Output the data exactly, with every line intact.

#### [Material shown]

--

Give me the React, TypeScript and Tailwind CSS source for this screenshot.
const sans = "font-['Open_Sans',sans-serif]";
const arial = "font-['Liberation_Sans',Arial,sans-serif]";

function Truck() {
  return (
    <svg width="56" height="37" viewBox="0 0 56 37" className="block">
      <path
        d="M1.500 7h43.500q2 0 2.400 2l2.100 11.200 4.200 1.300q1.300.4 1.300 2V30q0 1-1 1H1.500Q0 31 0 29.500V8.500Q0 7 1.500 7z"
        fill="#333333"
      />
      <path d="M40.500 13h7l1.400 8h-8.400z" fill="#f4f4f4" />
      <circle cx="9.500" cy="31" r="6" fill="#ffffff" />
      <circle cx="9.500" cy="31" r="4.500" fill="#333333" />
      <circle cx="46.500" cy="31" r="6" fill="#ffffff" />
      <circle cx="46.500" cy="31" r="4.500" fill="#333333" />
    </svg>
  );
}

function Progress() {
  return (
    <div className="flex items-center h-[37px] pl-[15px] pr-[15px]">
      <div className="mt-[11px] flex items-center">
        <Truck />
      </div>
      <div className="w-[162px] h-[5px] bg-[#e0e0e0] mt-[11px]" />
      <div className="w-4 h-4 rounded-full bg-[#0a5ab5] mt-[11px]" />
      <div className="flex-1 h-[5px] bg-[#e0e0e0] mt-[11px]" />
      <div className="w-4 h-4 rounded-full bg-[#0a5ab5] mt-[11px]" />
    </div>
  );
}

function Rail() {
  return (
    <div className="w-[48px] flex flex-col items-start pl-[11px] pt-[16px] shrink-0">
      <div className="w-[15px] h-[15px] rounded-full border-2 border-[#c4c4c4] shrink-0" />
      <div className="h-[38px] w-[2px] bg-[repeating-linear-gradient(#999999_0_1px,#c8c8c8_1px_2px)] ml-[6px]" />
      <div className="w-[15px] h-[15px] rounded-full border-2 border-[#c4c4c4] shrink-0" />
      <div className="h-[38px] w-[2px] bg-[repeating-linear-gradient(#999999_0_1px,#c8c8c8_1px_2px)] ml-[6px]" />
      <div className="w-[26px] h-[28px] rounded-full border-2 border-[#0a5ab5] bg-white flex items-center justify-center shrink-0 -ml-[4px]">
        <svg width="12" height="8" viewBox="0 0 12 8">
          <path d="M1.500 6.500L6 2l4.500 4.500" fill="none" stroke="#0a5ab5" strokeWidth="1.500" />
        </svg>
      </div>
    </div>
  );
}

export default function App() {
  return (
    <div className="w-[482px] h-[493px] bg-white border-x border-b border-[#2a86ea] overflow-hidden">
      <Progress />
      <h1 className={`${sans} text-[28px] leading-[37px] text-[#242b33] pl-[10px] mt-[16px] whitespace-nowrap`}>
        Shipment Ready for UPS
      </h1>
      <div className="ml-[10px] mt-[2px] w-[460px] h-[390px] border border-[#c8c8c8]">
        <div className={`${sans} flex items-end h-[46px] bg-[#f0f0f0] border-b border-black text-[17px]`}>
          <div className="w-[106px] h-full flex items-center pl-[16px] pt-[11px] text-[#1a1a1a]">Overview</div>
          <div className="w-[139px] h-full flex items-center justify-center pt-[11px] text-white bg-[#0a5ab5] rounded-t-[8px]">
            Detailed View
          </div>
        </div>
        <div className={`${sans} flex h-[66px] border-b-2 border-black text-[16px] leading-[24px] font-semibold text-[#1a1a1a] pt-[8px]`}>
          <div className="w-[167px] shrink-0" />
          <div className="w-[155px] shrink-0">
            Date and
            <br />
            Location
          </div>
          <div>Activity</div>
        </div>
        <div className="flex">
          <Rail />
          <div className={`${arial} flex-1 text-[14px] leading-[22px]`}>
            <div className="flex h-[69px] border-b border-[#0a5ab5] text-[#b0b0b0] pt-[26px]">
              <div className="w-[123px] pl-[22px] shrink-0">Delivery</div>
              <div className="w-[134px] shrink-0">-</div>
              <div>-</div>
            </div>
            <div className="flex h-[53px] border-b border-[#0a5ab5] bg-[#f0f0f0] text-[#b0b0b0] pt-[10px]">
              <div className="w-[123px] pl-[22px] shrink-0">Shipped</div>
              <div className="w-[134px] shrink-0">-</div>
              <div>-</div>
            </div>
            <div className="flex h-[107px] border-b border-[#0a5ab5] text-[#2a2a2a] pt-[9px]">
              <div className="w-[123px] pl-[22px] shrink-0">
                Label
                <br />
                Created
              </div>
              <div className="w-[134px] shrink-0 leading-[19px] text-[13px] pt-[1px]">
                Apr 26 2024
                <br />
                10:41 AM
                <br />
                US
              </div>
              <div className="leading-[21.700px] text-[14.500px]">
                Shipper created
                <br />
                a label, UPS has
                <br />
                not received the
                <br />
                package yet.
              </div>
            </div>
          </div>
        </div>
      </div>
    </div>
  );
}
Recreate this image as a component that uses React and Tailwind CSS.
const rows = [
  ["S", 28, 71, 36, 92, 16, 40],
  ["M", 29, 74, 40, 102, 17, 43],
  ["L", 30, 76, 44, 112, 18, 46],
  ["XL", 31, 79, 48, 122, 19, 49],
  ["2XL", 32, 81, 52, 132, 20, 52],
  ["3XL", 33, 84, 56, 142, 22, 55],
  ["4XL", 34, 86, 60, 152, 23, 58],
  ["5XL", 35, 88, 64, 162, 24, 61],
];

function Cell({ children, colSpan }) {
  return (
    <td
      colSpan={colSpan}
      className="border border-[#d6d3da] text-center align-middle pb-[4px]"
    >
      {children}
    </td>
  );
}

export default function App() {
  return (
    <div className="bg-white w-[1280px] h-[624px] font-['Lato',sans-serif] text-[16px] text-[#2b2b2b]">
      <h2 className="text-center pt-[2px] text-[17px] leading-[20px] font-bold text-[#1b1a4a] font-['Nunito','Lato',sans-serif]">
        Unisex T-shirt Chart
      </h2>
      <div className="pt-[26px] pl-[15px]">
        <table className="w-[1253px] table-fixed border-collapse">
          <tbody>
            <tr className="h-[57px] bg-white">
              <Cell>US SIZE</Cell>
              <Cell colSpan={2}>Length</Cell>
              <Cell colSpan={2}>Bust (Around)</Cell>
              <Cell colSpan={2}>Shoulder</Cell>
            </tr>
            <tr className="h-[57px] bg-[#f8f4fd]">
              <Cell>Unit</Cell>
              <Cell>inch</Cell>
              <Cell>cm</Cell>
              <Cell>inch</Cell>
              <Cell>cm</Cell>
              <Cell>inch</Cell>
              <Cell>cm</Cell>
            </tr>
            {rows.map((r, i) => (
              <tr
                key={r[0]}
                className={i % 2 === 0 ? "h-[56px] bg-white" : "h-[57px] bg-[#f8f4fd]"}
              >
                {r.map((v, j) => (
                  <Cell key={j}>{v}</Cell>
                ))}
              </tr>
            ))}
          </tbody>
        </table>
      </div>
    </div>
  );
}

--

#### [Solved problem]
Give me the React, TypeScript and Tailwind CSS source for this screenshot.
const sans = "font-['Open_Sans',sans-serif]";
const arial = "font-['Liberation_Sans',Arial,sans-serif]";

function Truck() {
  return (
    <svg width="56" height="37" viewBox="0 0 56 37" className="block">
      <path
        d="M1.500 7h43.500q2 0 2.400 2l2.100 11.200 4.200 1.300q1.300.4 1.300 2V30q0 1-1 1H1.500Q0 31 0 29.500V8.500Q0 7 1.500 7z"
        fill="#333333"
      />
      <path d="M40.500 13h7l1.400 8h-8.400z" fill="#f4f4f4" />
      <circle cx="9.500" cy="31" r="6" fill="#ffffff" />
      <circle cx="9.500" cy="31" r="4.500" fill="#333333" />
      <circle cx="46.500" cy="31" r="6" fill="#ffffff" />
      <circle cx="46.500" cy="31" r="4.500" fill="#333333" />
    </svg>
  );
}

function Progress() {
  return (
    <div className="flex items-center h-[37px] pl-[15px] pr-[15px]">
      <div className="mt-[11px] flex items-center">
        <Truck />
      </div>
      <div className="w-[162px] h-[5px] bg-[#e0e0e0] mt-[11px]" />
      <div className="w-4 h-4 rounded-full bg-[#0a5ab5] mt-[11px]" />
      <div className="flex-1 h-[5px] bg-[#e0e0e0] mt-[11px]" />
      <div className="w-4 h-4 rounded-full bg-[#0a5ab5] mt-[11px]" />
    </div>
  );
}

function Rail() {
  return (
    <div className="w-[48px] flex flex-col items-start pl-[11px] pt-[16px] shrink-0">
      <div className="w-[15px] h-[15px] rounded-full border-2 border-[#c4c4c4] shrink-0" />
      <div className="h-[38px] w-[2px] bg-[repeating-linear-gradient(#999999_0_1px,#c8c8c8_1px_2px)] ml-[6px]" />
      <div className="w-[15px] h-[15px] rounded-full border-2 border-[#c4c4c4] shrink-0" />
      <div className="h-[38px] w-[2px] bg-[repeating-linear-gradient(#999999_0_1px,#c8c8c8_1px_2px)] ml-[6px]" />
      <div className="w-[26px] h-[28px] rounded-full border-2 border-[#0a5ab5] bg-white flex items-center justify-center shrink-0 -ml-[4px]">
        <svg width="12" height="8" viewBox="0 0 12 8">
          <path d="M1.500 6.500L6 2l4.500 4.500" fill="none" stroke="#0a5ab5" strokeWidth="1.500" />
        </svg>
      </div>
    </div>
  );
}

export default function App() {
  return (
    <div className="w-[482px] h-[493px] bg-white border-x border-b border-[#2a86ea] overflow-hidden">
      <Progress />
      <h1 className={`${sans} text-[28px] leading-[37px] text-[#242b33] pl-[10px] mt-[16px] whitespace-nowrap`}>
        Shipment Ready for UPS
      </h1>
      <div className="ml-[10px] mt-[2px] w-[460px] h-[390px] border border-[#c8c8c8]">
        <div className={`${sans} flex items-end h-[46px] bg-[#f0f0f0] border-b border-black text-[17px]`}>
          <div className="w-[106px] h-full flex items-center pl-[16px] pt-[11px] text-[#1a1a1a]">Overview</div>
          <div className="w-[139px] h-full flex items-center justify-center pt-[11px] text-white bg-[#0a5ab5] rounded-t-[8px]">
            Detailed View
          </div>
        </div>
        <div className={`${sans} flex h-[66px] border-b-2 border-black text-[16px] leading-[24px] font-semibold text-[#1a1a1a] pt-[8px]`}>
          <div className="w-[167px] shrink-0" />
          <div className="w-[155px] shrink-0">
            Date and
            <br />
            Location
          </div>
          <div>Activity</div>
        </div>
        <div className="flex">
          <Rail />
          <div className={`${arial} flex-1 text-[14px] leading-[22px]`}>
            <div className="flex h-[69px] border-b border-[#0a5ab5] text-[#b0b0b0] pt-[26px]">
              <div className="w-[123px] pl-[22px] shrink-0">Delivery</div>
              <div className="w-[134px] shrink-0">-</div>
              <div>-</div>
            </div>
            <div className="flex h-[53px] border-b border-[#0a5ab5] bg-[#f0f0f0] text-[#b0b0b0] pt-[10px]">
              <div className="w-[123px] pl-[22px] shrink-0">Shipped</div>
              <div className="w-[134px] shrink-0">-</div>
              <div>-</div>
            </div>
            <div className="flex h-[107px] border-b border-[#0a5ab5] text-[#2a2a2a] pt-[9px]">
              <div className="w-[123px] pl-[22px] shrink-0">
                Label
                <br />
                Created
              </div>
              <div className="w-[134px] shrink-0 leading-[19px] text-[13px] pt-[1px]">
                Apr 26 2024
                <br />
                10:41 AM
                <br />
                US
              </div>
              <div className="leading-[21.700px] text-[14.500px]">
                Shipper created
                <br />
                a label, UPS has
                <br />
                not received the
                <br />
                package yet.
              </div>
            </div>
          </div>
        </div>
      </div>
    </div>
  );
}
Recreate this image as a component that uses React and Tailwind CSS.
const rows = [
  ["S", 28, 71, 36, 92, 16, 40],
  ["M", 29, 74, 40, 102, 17, 43],
  ["L", 30, 76, 44, 112, 18, 46],
  ["XL", 31, 79, 48, 122, 19, 49],
  ["2XL", 32, 81, 52, 132, 20, 52],
  ["3XL", 33, 84, 56, 142, 22, 55],
  ["4XL", 34, 86, 60, 152, 23, 58],
  ["5XL", 35, 88, 64, 162, 24, 61],
];

function Cell({ children, colSpan }) {
  return (
    <td
      colSpan={colSpan}
      className="border border-[#d6d3da] text-center align-middle pb-[4px]"
    >
      {children}
    </td>
  );
}

export default function App() {
  return (
    <div className="bg-white w-[1280px] h-[624px] font-['Lato',sans-serif] text-[16px] text-[#2b2b2b]">
      <h2 className="text-center pt-[2px] text-[17px] leading-[20px] font-bold text-[#1b1a4a] font-['Nunito','Lato',sans-serif]">
        Unisex T-shirt Chart
      </h2>
      <div className="pt-[26px] pl-[15px]">
        <table className="w-[1253px] table-fixed border-collapse">
          <tbody>
            <tr className="h-[57px] bg-white">
              <Cell>US SIZE</Cell>
              <Cell colSpan={2}>Length</Cell>
              <Cell colSpan={2}>Bust (Around)</Cell>
              <Cell colSpan={2}>Shoulder</Cell>
            </tr>
            <tr className="h-[57px] bg-[#f8f4fd]">
              <Cell>Unit</Cell>
              <Cell>inch</Cell>
              <Cell>cm</Cell>
              <Cell>inch</Cell>
              <Cell>cm</Cell>
              <Cell>inch</Cell>
              <Cell>cm</Cell>
            </tr>
            {rows.map((r, i) => (
              <tr
                key={r[0]}
                className={i % 2 === 0 ? "h-[56px] bg-white" : "h-[57px] bg-[#f8f4fd]"}
              >
                {r.map((v, j) => (
                  <Cell key={j}>{v}</Cell>
                ))}
              </tr>
            ))}
          </tbody>
        </table>
      </div>
    </div>
  );
}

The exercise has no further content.